Hindsight is a wonderful thing but how must the guys at Newsweek feel when they look back through their archives and read this piece from Clifford Stoll, published in the magazine on February 27th 1995.
“After two decades online, I’m perplexed. It’s not that I haven’t had a gas of a good time on the Internet. I’ve met great people and even caught a hacker or two. But today, I’m uneasy about this most trendy and oversold community. Visionaries see a future of telecommuting workers, interactive libraries and multimedia classrooms. They speak of electronic town meetings and virtual communities. Commerce and business will shift from offices and malls to networks and modems. And the freedom of digital networks will make government more democratic.” - Good opening, but one feels that Clifford should have wrapped at this point.
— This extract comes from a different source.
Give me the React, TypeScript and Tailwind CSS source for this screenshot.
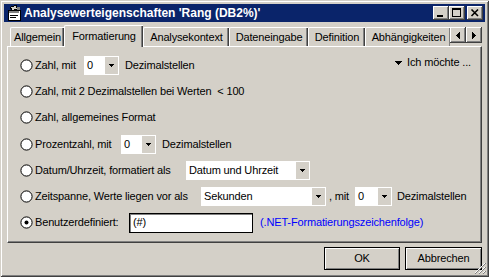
import React from "react";

const F = "font-['Liberation_Sans',Arial,sans-serif]";

function Radio({ checked }: { checked?: boolean }) {
  return (
    <svg width="13" height="13" viewBox="0 0 13 13" className="shrink-0">
      <circle cx="6.5" cy="6.5" r="5.6" fill="#fff" stroke="#000" strokeWidth="1" />
      {checked && <circle cx="6.5" cy="6.5" r="2" fill="#000" />}
    </svg>
  );
}

function DownTri() {
  return (
    <svg width="5" height="3" viewBox="0 0 5 3" shapeRendering="crispEdges">
      <rect x="0" y="0" width="5" height="1" fill="#000" />
      <rect x="1" y="1" width="3" height="1" fill="#000" />
      <rect x="2" y="2" width="1" height="1" fill="#000" />
    </svg>
  );
}

function Combo({ w, text }: { w: string; text: string }) {
  return (
    <div className={`flex h-[19px] border border-white bg-white shrink-0 ${w}`}>
      <div className="flex-1 pl-[2px] flex items-center leading-none overflow-hidden whitespace-nowrap">{text}</div>
      <div className="w-[13px] bg-[#D4D0C8] flex items-center justify-center">
        <DownTri />
      </div>
    </div>
  );
}

function Row({ checked, children }: { checked?: boolean; children: React.ReactNode }) {
  return (
    <div className="flex items-center h-[26.3px] whitespace-nowrap">
      <Radio checked={checked} />
      <div className="ml-[2px] flex items-center">{children}</div>
    </div>
  );
}

function CapBtn({ children, className = "" }: { children: React.ReactNode; className?: string }) {
  return (
    <div
      className={`w-[16px] h-[14px] bg-[#D4D0C8] flex items-center justify-center shadow-[inset_-1px_-1px_0_#404040,inset_1px_1px_0_#fff,inset_-2px_-2px_0_#808080] ${className}`}
    >
      {children}
    </div>
  );
}

function ScrollBtn({ children }: { children: React.ReactNode }) {
  return (
    <div className="w-[16px] h-[16px] bg-[#D4D0C8] flex items-center justify-center shadow-[inset_-1px_-1px_0_#404040,inset_1px_1px_0_#fff,inset_-2px_-2px_0_#808080]">
      {children}
    </div>
  );
}

function AppIcon() {
  return (
    <svg width="16" height="16" viewBox="0 0 16 16" shapeRendering="crispEdges" className="shrink-0">
      <rect x="2" y="5" width="12" height="10" fill="#fff" stroke="#000" strokeWidth="1" />
      <rect x="3" y="6" width="10" height="2" fill="#808080" />
      <rect x="4" y="10" width="8" height="1" fill="#000" />
      <rect x="4" y="12" width="6" height="1" fill="#000" />
      <rect x="5" y="1" width="6" height="4" fill="#D4D0C8" stroke="#000" strokeWidth="1" transform="rotate(-20 8 3)" />
      <rect x="11" y="2" width="3" height="3" fill="#808080" />
    </svg>
  );
}

const tabs = [
  { label: "Allgemein", w: "w-[54px]" },
  { label: "Formatierung", w: "w-[79px]", sel: true },
  { label: "Analysekontext", w: "w-[86px]" },
  { label: "Dateneingabe", w: "w-[79px]" },
  { label: "Definition", w: "w-[57px]" },
  { label: "Abhängigkeiten", w: "w-[86px]" },
];

export default function App() {
  return (
    <div
      className={`relative w-[489px] h-[277px] bg-[#D4D0C8] p-[4px] flex flex-col text-[11px] leading-[13px] tracking-[-0.15px] text-black ${F} shadow-[inset_1px_1px_0_#D4D0C8,inset_-1px_-1px_0_#404040,inset_2px_2px_0_#fff,inset_-2px_-2px_0_#808080]`}
    >
      {/* Title bar */}
      <div className="h-[18px] shrink-0 bg-[#0A246A] flex items-center pl-[2px] pr-[2px]">
        <AppIcon />
        <span className="ml-[2px] text-white font-bold text-[12px] leading-none tracking-normal whitespace-nowrap">
          Analysewerteigenschaften 'Rang (DB2%)'
        </span>
        <div className="ml-auto flex items-center">
          <CapBtn>
            <svg width="16" height="14" viewBox="0 0 16 14" shapeRendering="crispEdges">
              <rect x="4" y="9" width="6" height="2" fill="#000" />
            </svg>
          </CapBtn>
          <CapBtn>
            <svg width="16" height="14" viewBox="0 0 16 14" shapeRendering="crispEdges">
              <rect x="3.5" y="2.5" width="8" height="8" fill="none" stroke="#000" />
              <rect x="3" y="3" width="9" height="1" fill="#000" />
            </svg>
          </CapBtn>
          <CapBtn className="ml-[2px]">
            <svg width="16" height="14" viewBox="0 0 16 14">
              <path d="M4.5 3.5 L11 10 M11 3.5 L4.5 10" stroke="#000" strokeWidth="1.6" />
            </svg>
          </CapBtn>
        </div>
      </div>

      {/* Tab strip */}
      <div className="mt-[3px] h-[22px] shrink-0 flex pl-[6px] pr-[3px] relative z-10">
        <div className="flex-1 flex overflow-hidden items-start">
          {tabs.map((t) =>
            t.sel ? (
              <div
                key={t.label}
                className={`${t.w} shrink-0 h-[22px] bg-[#D4D0C8] border-l border-t border-white rounded-tl-[2px] shadow-[inset_-1px_0_0_#404040,inset_-2px_0_0_#808080] flex items-start justify-center pt-[4px] whitespace-nowrap`}
              >
                {t.label}
              </div>
            ) : (
              <div
                key={t.label}
                className={`${t.w} shrink-0 mt-[2px] h-[19px] bg-[#D4D0C8] border-l border-t border-white rounded-tl-[2px] shadow-[inset_-1px_0_0_#404040,inset_-2px_0_0_#808080] flex items-start justify-center pt-[3px] whitespace-nowrap`}
              >
                {t.label}
              </div>
            )
          )}
        </div>
        <div className="flex mt-[2px] shrink-0">
          <ScrollBtn>
            <svg width="4" height="7" viewBox="0 0 4 7" shapeRendering="crispEdges">
              <path d="M3 0 H4 V7 H3 Z M2 1 H3 V6 H2 Z M1 2 H2 V5 H1 Z M0 3 H1 V4 H0 Z" fill="#000" />
            </svg>
          </ScrollBtn>
          <ScrollBtn>
            <svg width="4" height="7" viewBox="0 0 4 7" shapeRendering="crispEdges">
              <path d="M0 0 H1 V7 H0 Z M1 1 H2 V6 H1 Z M2 2 H3 V5 H2 Z M3 3 H4 V4 H3 Z" fill="#000" />
            </svg>
          </ScrollBtn>
        </div>
      </div>

      {/* Panel */}
      <div className="-mt-[1px] mx-[3px] h-[197px] shrink-0 border-t border-l border-white border-r border-b border-r-[#404040] border-b-[#404040] shadow-[inset_-1px_-1px_0_#808080] pt-[5px] pl-[12px] pr-[10px] flex flex-col">
        <div className="flex items-start">
          <Row>
            <span className="w-[49px]">Zahl, mit</span>
            <Combo w="w-[35px]" text="0" />
            <span className="ml-[6px]">Dezimalstellen</span>
          </Row>
          <div className="ml-auto mt-[4px] flex items-center whitespace-nowrap">
            <svg width="7" height="4" viewBox="0 0 7 4" shapeRendering="crispEdges" className="mr-[5px]">
              <path d="M0 0 H7 V1 H0 Z M1 1 H6 V2 H1 Z M2 2 H5 V3 H2 Z M3 3 H4 V4 H3 Z" fill="#000" />
            </svg>
            <span>Ich möchte ...</span>
          </div>
        </div>
        <Row>
          <span>Zahl, mit 2 Dezimalstellen bei Werten&nbsp; &lt; 100</span>
        </Row>
        <Row>
          <span>Zahl, allgemeines Format</span>
        </Row>
        <Row>
          <span className="w-[86px]">Prozentzahl, mit</span>
          <Combo w="w-[35px]" text="0" />
          <span className="ml-[6px]">Dezimalstellen</span>
        </Row>
        <Row>
          <span className="w-[151px]">Datum/Uhrzeit, formatiert als</span>
          <Combo w="w-[124px]" text="Datum und Uhrzeit" />
        </Row>
        <Row>
          <span className="w-[166px]">Zeitspanne, Werte liegen vor als</span>
          <Combo w="w-[125px]" text="Sekunden" />
          <span className="ml-[3px] w-[26px]">, mit</span>
          <Combo w="w-[37px]" text="0" />
          <span className="ml-[5px]">Dezimalstellen</span>
        </Row>
        <Row checked>
          <span className="w-[94px]">Benutzerdefiniert:</span>
          <div className="w-[124px] h-[20px] bg-white border border-black shadow-[inset_1px_1px_0_#808080] pl-[3px] flex items-center">
            (#)
          </div>
          <span className="ml-[7px] text-[#0000FF]">(.NET-Formatierungszeichenfolge)</span>
        </Row>
      </div>

      {/* Buttons */}
      <div className="mt-[4px] flex justify-end gap-[5px] pr-[3px]">
        <div className="w-[76px] h-[23px] border border-black bg-[#D4D0C8] shadow-[inset_1px_1px_0_#fff,inset_-1px_-1px_0_#808080] flex items-center justify-center">
          OK
        </div>
        <div className="w-[77px] h-[23px] border border-black bg-[#D4D0C8] shadow-[inset_1px_1px_0_#fff,inset_-1px_-1px_0_#808080] flex items-center justify-center">
          Abbrechen
        </div>
      </div>

      {/* Size grip */}
      <svg width="12" height="12" viewBox="0 0 12 12" className="absolute right-[3px] bottom-[3px]" shapeRendering="crispEdges">
        <path d="M11 1 L1 11 M11 5 L5 11 M11 9 L9 11" stroke="#fff" strokeWidth="1" />
        <path d="M12 1 L1 12 M12 5 L5 12 M12 9 L9 12" stroke="#808080" strokeWidth="1" />
      </svg>
    </div>
  );
}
“Baloney. Do our computer pundits lack all common sense? The truth in no online database will replace your daily newspaper, no CD-ROM can take the place of a competent teacher and no computer network will change the way government works.” Oh dear Clifford, its not looking good. BTW remind me what is a CD-ROM?
“Consider today’s online world. The Usenet, a worldwide bulletin board, allows anyone to post messages across the nation. Your word gets out, leapfrogging editors and publishers. Every voice can be heard cheaply and instantly. The result? Every voice is heard. The cacophany more closely resembles citizens band radio, complete with handles, harrasment, and anonymous threats. When most everyone shouts, few listen. How about electronic publishing? Try reading a book on disc. At best, it’s an unpleasant chore: the myopic glow of a clunky computer replaces the friendly pages of a book. And you can’t tote that laptop to the beach. Yet Nicholas Negroponte, director of the MIT Media Lab, predicts that we’ll soon buy books and newspapers straight over the Intenet. Uh, sure.” Might have been advisable to have been a little less dismissive of Mr Negroponte’s predictions.
” Then there’s cyberbusiness. We’re promised instant catalog shopping–just point and click for great deals. We’ll order airline tickets over the network, make restaurant reservations and negotiate sales contracts. Stores will become obselete. So how come my local mall does more business in an afternoon than the entire Internet handles in a month? Even if there were a trustworthy way to send money over the Internet–which there isn’t–the network is missing a most essential ingredient of capitalism: salespeople.” A world without Salespeople? What a preposterous idea. No one would welcome that.
Well there we have it. Clifford ‘Ex-Stolling’ the future of the internet. Phenomenon it most certainly has proved to be and long may it continue.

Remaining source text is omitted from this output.